I've noticed that heroku injects a rails3_serve_static_assets middleware on Cedar when serve_static_assets is set to false. All I've found on this is this init script that matches the name mentioned on Heroku deploy, and all it does it re-enable the serving of static assets.

I'm trying to find more information on how Heroku serves up these assets, because they don't appear to just come straight from the Rails app.

When I look at the headers of a js file, for instance, they look something like this:

Age:0
Connection:close
Content-Encoding:gzip
Content-Type:text/css
Date:Sun, 08 Jan 2012 19:04:05 GMT
Last-Modified:Sat, 07 Jan 2012 23:43:30 GMT
Server:nginx/0.7.67
Transfer-Encoding:Identity
Via:1.1 varnish
X-Varnish:677359987

I'm assuming the Via:1.1 varnish means these assets are being served through Varnish, but the online documentation. on the matter says that Varnish is not available on Cedar.

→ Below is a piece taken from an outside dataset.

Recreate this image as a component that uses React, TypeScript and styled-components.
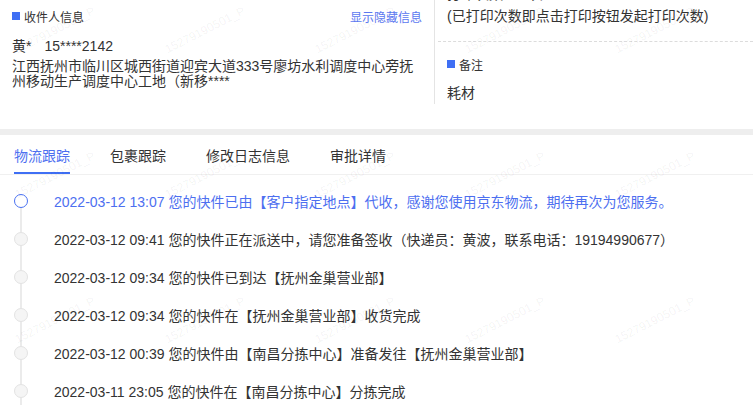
import React from "react";
import styled, { createGlobalStyle, css } from "styled-components";

const GlobalStyle = createGlobalStyle`
  html, body { margin: 0; padding: 0; background: #fff; }
  body {
    font-family: "Liberation Sans", Arial, "Noto Sans CJK SC", sans-serif;
    color: #333;
  }
  * { box-sizing: border-box; }
`;

const Page = styled.div`
  position: relative;
  width: 753px;
  height: 405px;
  overflow: hidden;
  background: #fff;
`;

const TopSection = styled.div`
  display: flex;
  height: 129px;
`;

const LeftCol = styled.div`
  width: 434px;
  padding: 8px 12px 0 12px;
`;

const RightCol = styled.div`
  flex: 1;
  height: 104px;
  border-left: 1px solid #e4e4e4;
  padding-left: 3px;
  overflow: hidden;
`;

const SectionHeader = styled.div<{ $mt?: number }>`
  display: flex;
  align-items: center;
  justify-content: space-between;
  height: 16px;
  font-size: 12px;
  margin-top: ${(p) => p.$mt ?? 0}px;
`;

const HeaderTitle = styled.div`
  display: flex;
  align-items: center;
  gap: 4px;
  color: #333;
`;

const Marker = styled.span`
  display: inline-block;
  width: 8px;
  height: 8px;
  background: #3f6ff4;
`;

const LinkText = styled.span`
  color: #5b78f0;
  font-size: 12px;
  cursor: pointer;
`;

const NameLine = styled.div`
  margin-top: 12px;
  font-size: 14px;
  line-height: 20px;
`;

const Phone = styled.span`
  margin-left: 13px;
`;

const Address = styled.div`
  margin-top: 3px;
  font-size: 14px;
  line-height: 15px;
`;

const RightBlock = styled.div`
  padding-left: 9px;
`;

const PrintInfo = styled.div`
  margin-top: -17px;
  font-size: 14px;
  line-height: 22px;
  white-space: nowrap;
`;

const DashedDivider = styled.div`
  margin-top: 14px;
  border-top: 1px dashed #dcdcdc;
`;

const PlainText = styled.div`
  margin-top: 11px;
  font-size: 14px;
  line-height: 20px;
`;

const Band = styled.div`
  height: 6px;
  background: #eeeeee;
`;

const TabBar = styled.div`
  display: flex;
  gap: 40px;
  padding: 0 14px;
  border-bottom: 1px solid #f0f0f0;
`;

const Tab = styled.div<{ $active?: boolean }>`
  height: 39px;
  padding-top: 3px;
  display: flex;
  align-items: center;
  font-size: 14px;
  border-bottom: 2px solid ${(p) => (p.$active ? "#3f6ff4" : "transparent")};
  color: ${(p) => (p.$active ? "#4d6ff0" : "#333")};
`;

const Timeline = styled.div`
  padding-top: 7px;
`;

const Item = styled.div`
  display: flex;
  align-items: stretch;
  height: 38px;
`;

const Rail = styled.div<{ $first?: boolean }>`
  position: relative;
  width: 14px;
  margin-left: 14px;
  margin-right: 26px;
  display: flex;
  align-items: center;
  justify-content: center;
  &::before {
    content: "";
    position: absolute;
    left: 6px;
    width: 2px;
    top: ${(p) => (p.$first ? "50%" : "0")};
    bottom: 0;
    background: #ebebeb;
  }
`;

const Dot = styled.span<{ $active?: boolean }>`
  position: relative;
  z-index: 1;
  width: 14px;
  height: 14px;
  border-radius: 50%;
  ${(p) =>
    p.$active
      ? css`
          border: 1.5px solid #4a72f2;
          background: #fff;
        `
      : css`
          border: 1.5px solid #e3e3e3;
          background: #f5f5f5;
        `}
`;

const ItemText = styled.div<{ $active?: boolean }>`
  display: flex;
  align-items: center;
  font-size: 14px;
  white-space: nowrap;
  color: ${(p) => (p.$active ? "#4d6ff0" : "#333")};
`;

const Watermark = styled.div`
  position: absolute;
  left: -20px;
  top: -43px;
  display: grid;
  grid-template-columns: repeat(5, 150px);
  grid-auto-rows: 145px;
  pointer-events: none;
  z-index: 5;
`;

const WatermarkCell = styled.div`
  display: flex;
  align-items: center;
  justify-content: center;
  span {
    transform: rotate(-27deg);
    font-size: 12px;
    color: rgba(0, 0, 0, 0.06);
    white-space: nowrap;
  }
`;

const events = [
  "2022-03-12 13:07 您的快件已由【客户指定地点】代收，感谢您使用京东物流，期待再次为您服务。",
  "2022-03-12 09:41 您的快件正在派送中，请您准备签收（快递员：黄波，联系电话：19194990677）",
  "2022-03-12 09:34 您的快件已到达【抚州金巢营业部】",
  "2022-03-12 09:34 您的快件在【抚州金巢营业部】收货完成",
  "2022-03-12 00:39 您的快件由【南昌分拣中心】准备发往【抚州金巢营业部】",
  "2022-03-11 23:05 您的快件在【南昌分拣中心】分拣完成",
];

const tabs = ["物流跟踪", "包裹跟踪", "修改日志信息", "审批详情"];

export default function App() {
  return (
    <Page>
      <GlobalStyle />
      <TopSection>
        <LeftCol>
          <SectionHeader>
            <HeaderTitle>
              <Marker />
              收件人信息
            </HeaderTitle>
            <LinkText>显示隐藏信息</LinkText>
          </SectionHeader>
          <NameLine>
            黄*<Phone>15****2142</Phone>
          </NameLine>
          <Address>江西抚州市临川区城西街道迎宾大道333号廖坊水利调度中心旁抚州移动生产调度中心工地（新移****</Address>
        </LeftCol>
        <RightCol>
          <RightBlock>
            <PrintInfo>
              <div>打印次数：1 次</div>
              <div>(已打印次数即点击打印按钮发起打印次数)</div>
            </PrintInfo>
          </RightBlock>
          <DashedDivider />
          <RightBlock>
            <SectionHeader $mt={14}>
              <HeaderTitle>
                <Marker />
                备注
              </HeaderTitle>
            </SectionHeader>
            <PlainText>耗材</PlainText>
          </RightBlock>
        </RightCol>
      </TopSection>
      <Band />
      <TabBar>
        {tabs.map((t, i) => (
          <Tab key={t} $active={i === 0}>
            {t}
          </Tab>
        ))}
      </TabBar>
      <Timeline>
        {events.map((e, i) => (
          <Item key={i}>
            <Rail $first={i === 0}>
              <Dot $active={i === 0} />
            </Rail>
            <ItemText $active={i === 0}>{e}</ItemText>
          </Item>
        ))}
      </Timeline>
      <Watermark>
        {Array.from({ length: 20 }).map((_, i) => (
          <WatermarkCell key={i}>
            <span>15279190501_P</span>
          </WatermarkCell>
        ))}
      </Watermark>
    </Page>
  );
}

The Cedar docs on gzipped responses (bottom) states that:

Since requests to Cedar apps are made directly to the application server – not proxied through an HTTP server like nginx – any compression of responses must be done within your application.

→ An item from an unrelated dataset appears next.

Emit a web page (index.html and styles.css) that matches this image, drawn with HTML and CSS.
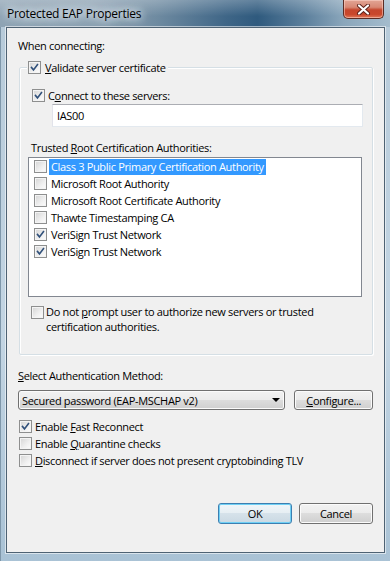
FILE: index.html
```html
<!DOCTYPE html>
<html>
<head>
<meta charset="utf-8">
<link rel="stylesheet" href="styles.css">
</head>
<body>
<div class="window">
  <div class="titlebar">
    <span class="title">Protected EAP Properties</span>
    <span class="close"><svg width="15" height="11" viewBox="0 0 15 11"><path d="M3 1.5 L12 9.5 M12 1.5 L3 9.5" stroke="#5a2018" stroke-width="4" stroke-linecap="round"/><path d="M3 1.5 L12 9.5 M12 1.5 L3 9.5" stroke="#fff" stroke-width="2.2" stroke-linecap="round"/></svg></span>
  </div>
  <div class="client">
    <div class="label when">When connecting:</div>
    <fieldset class="group">
      <legend><span class="cb on"><svg viewBox="0 0 13 13"><polyline points="3,6.5 5.3,9.3 10,3.2"/></svg></span><span><u>V</u>alidate server certificate</span></legend>
      <div class="row connect"><span class="cb on"><svg viewBox="0 0 13 13"><polyline points="3,6.5 5.3,9.3 10,3.2"/></svg></span><span>C<u>o</u>nnect to these servers:</span></div>
      <div class="textbox">IAS00</div>
      <div class="label trusted">Trusted <u>R</u>oot Certification Authorities:</div>
      <div class="listbox">
        <div class="item"><span class="cb"></span><span class="txt sel">Class 3 Public Primary Certification Authority</span></div>
        <div class="item"><span class="cb"></span><span class="txt">Microsoft Root Authority</span></div>
        <div class="item"><span class="cb"></span><span class="txt">Microsoft Root Certificate Authority</span></div>
        <div class="item"><span class="cb"></span><span class="txt">Thawte Timestamping CA</span></div>
        <div class="item"><span class="cb on"><svg viewBox="0 0 13 13"><polyline points="3,6.5 5.3,9.3 10,3.2"/></svg></span><span class="txt">VeriSign Trust Network</span></div>
        <div class="item"><span class="cb on"><svg viewBox="0 0 13 13"><polyline points="3,6.5 5.3,9.3 10,3.2"/></svg></span><span class="txt">VeriSign Trust Network</span></div>
      </div>
      <div class="row prompt"><span class="cb"></span><div class="ptext"><div>Do not <u>p</u>rompt user to authorize new servers or trusted</div><div>certification authorities.</div></div></div>
    </fieldset>
    <div class="label select"><u>S</u>elect Authentication Method:</div>
    <div class="method">
      <div class="combo"><span>Secured password (EAP-MSCHAP v2)</span><span class="arrow"></span></div>
      <div class="btn configure"><span><u>C</u>onfigure...</span></div>
    </div>
    <div class="checks">
      <div class="row chk"><span class="cb on"><svg viewBox="0 0 13 13"><polyline points="3,6.5 5.3,9.3 10,3.2"/></svg></span><span>Enable <u>F</u>ast Reconnect</span></div>
      <div class="row chk"><span class="cb"></span><span>Enable <u>Q</u>uarantine checks</span></div>
      <div class="row chk"><span class="cb"></span><span><u>D</u>isconnect if server does not present cryptobinding TLV</span></div>
    </div>
    <div class="buttons">
      <div class="btn default">OK</div>
      <div class="btn">Cancel</div>
    </div>
  </div>
</div>
</body>
</html>
```
FILE: styles.css
```css
* { box-sizing: border-box; }
html, body { margin: 0; padding: 0; }
body {
  width: 390px;
  height: 561px;
  overflow: hidden;
  font-family: "Open Sans", "Noto Sans", sans-serif;
  font-size: 11px;
  letter-spacing: -0.33px;
  color: #000;
  background: #9fb7ca;
}
u { text-decoration: underline; text-underline-offset: 1px; }

.window {
  width: 390px;
  height: 561px;
  display: flex;
  flex-direction: column;
  background: linear-gradient(to bottom, #b6cad9 0%, #c3d5e3 60%, #a9c2d5 100%);
  border-left: 1px solid #7e97aa;
}

.titlebar {
  height: 27px;
  flex: none;
  display: flex;
  justify-content: space-between;
  align-items: flex-start;
  margin-left: -1px;
  background:
    linear-gradient(to bottom, rgba(255,255,255,0.25), rgba(255,255,255,0) 60%),
    linear-gradient(to right, #8ea3b4 0%, #8aa0b2 25%, #6f8ba1 40%, #3f6687 58%, #2f5a7e 66%, #5b7f9c 78%, #8aa6bb 88%, #a4bccd 100%);
}
.title {
  margin: 5px 0 0 7px;
  line-height: 17px;
  font-size: 12px;
  letter-spacing: -0.25px;
  color: #000;
  text-shadow: 0 0 6px #e6edf2, 0 0 10px #e6edf2, 0 0 14px #dfe7ee;
}
.close {
  width: 41px;
  height: 19px;
  margin-right: 6px;
  border: 1px solid #5b2c24;
  border-top: none;
  border-radius: 0 0 5px 5px;
  background: linear-gradient(to bottom, #e2a595 0%, #d88874 40%, #c5462d 55%, #c9472b 80%, #e0795a 100%);
  box-shadow: inset 0 0 0 1px rgba(255,220,210,0.5);
  display: flex;
  align-items: center;
  justify-content: center;
}

.client {
  flex: 1;
  margin: 0 5px 8px 5px;
  border: 1px solid #4e6273;
  background: #f0f0f0;
  padding: 10px 11px 0 11px;
  display: flex;
  flex-direction: column;
  box-shadow: 0 0 0 1px rgba(255,255,255,0.55);
}

.label { line-height: 15px; white-space: nowrap; }

.cb {
  flex: none;
  width: 13px;
  height: 13px;
  border: 1px solid #8e8f8f;
  background: linear-gradient(135deg, #d4d4d4 0%, #f0f0f0 60%, #fdfdfd 100%);
  box-shadow: inset 0 0 0 1px #f4f4f4;
  display: inline-flex;
}
.cb svg { width: 11px; height: 11px; }
.cb polyline { fill: none; stroke: #30507a; stroke-width: 1.9; stroke-linecap: square; }

.row { display: flex; align-items: center; line-height: 15px; white-space: nowrap; }
.row .cb { margin-right: 3px; }

.group {
  margin: 7px 0 0 1px;
  padding: 0 0 20px 0;
  border: 1px solid #d5dfe5;
  border-radius: 2px;
  box-shadow: inset 1px 1px 0 #fff, 1px 1px 0 #fff;
  min-width: 0;
}
.group legend {
  margin-left: 7px;
  padding: 0 2px 0 1px;
  background: #f0f0f0;
  display: flex;
  align-items: center;
  line-height: 15px;
}
.group legend .cb { margin-right: 4px; }

.connect { margin: 13px 0 0 12px; }
.textbox {
  margin: 1px 0 0 32px;
  width: 311px;
  height: 23px;
  background: #fff;
  border: 1px solid #e3e9ef;
  border-top-color: #abadb3;
  border-left-color: #e2e3ea;
  padding-left: 4px;
  line-height: 21px;
}
.trusted { margin: 13px 0 0 11px; }
.listbox {
  margin: 2px 0 0 8px;
  width: 334px;
  height: 140px;
  background: #fff;
  border: 1px solid #828790;
  padding: 0 0 0 5px;
}
.item { display: flex; align-items: center; height: 17px; white-space: nowrap; }
.item .txt { margin-left: 2px; padding: 0 2px; line-height: 16px; }
.item .sel { background: #3399ff; color: #fff; }

.prompt { margin: 7px 0 0 11px; align-items: flex-start; }
.prompt .cb { margin-top: 2px; margin-right: 2px; }
.ptext { line-height: 15px; display: flex; flex-direction: column; }

.select { margin-top: 13px; }
.method { display: flex; margin-top: 7px; gap: 9px; }
.combo {
  width: 269px;
  height: 20px;
  border: 1px solid #707070;
  border-radius: 3px;
  background: linear-gradient(to bottom, #f2f2f2 0%, #ebebeb 50%, #dddddd 50%, #cfcfcf 100%);
  box-shadow: inset 0 0 0 1px #fbfbfb;
  display: flex;
  align-items: center;
  justify-content: space-between;
  padding: 0 4px 0 3px;
  white-space: nowrap;
}
.arrow {
  width: 0; height: 0;
  border-left: 4px solid transparent;
  border-right: 4px solid transparent;
  border-top: 4px solid #000;
}
.btn {
  height: 21px;
  width: 74px;
  border: 1px solid #707070;
  border-radius: 3px;
  background: linear-gradient(to bottom, #f2f2f2 0%, #ebebeb 50%, #dddddd 50%, #cfcfcf 100%);
  box-shadow: inset 0 0 0 1px #fbfbfb;
  display: flex;
  align-items: center;
  justify-content: center;
}
.configure { width: 79px; height: 20px; }
.checks { margin-top: 8px; }
.chk { height: 17px; margin-left: 1px; }
.chk .cb { margin-right: 3px; }

.buttons { margin-top: 34px; display: flex; justify-content: flex-end; gap: 7px; }
.btn.default {
  border-color: #3c7fb1;
  box-shadow: inset 0 0 0 1px #6fd0f5;
  background: linear-gradient(to bottom, #f0f6f9 0%, #e6eef3 50%, #d6e2ea 50%, #cad9e3 100%);
}
```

However we can clearly see that the asset is gzip'd according to the Content-Encoding. Now I'm fairly certain Rails 3.0.x doesn't have Rack::Deflater enabled (it doesn't show up in rake middleware anyway) so I'm a bit confused as to how this asset is being gzip'd.

This is sort of a pre-cursor to my next question regarding serving these assets through Cloudfront, but my question here is:

Can someone explain exactly what is happening on Cedar re: static assets. Namely, what is serving my assets (Rails, Ngnix, Varnish ??) and what is gzip'ng them?

2

2 Answers

3
votes

If you're seeing Varnish in your headers it means that you have your domains CNAME pointed at proxy.heroku.com and not proxy.herokuapp.com - there is no Varnish on Cedar but you will see headers returned if you use proxy.heroku.com and it will work but it's merely a pass through. They will be being served by nginx.

0
votes

The stack that is used for both the Bamboo and Cedar stacks is the same, except for one difference, which is that the varnish cache is not 'active' on Cedar. This is due to the fact that Cedar supports streaming, which is something that Varnish doesn't.

Therefore, your assets are coming as is from your Rails process. With Rails 3.0 these would obviously be just plain old files. If you're using the Asset pipeline on Rails 3.1 the rake assets:precompile process will generate gzipped versions of your files for you and serve those.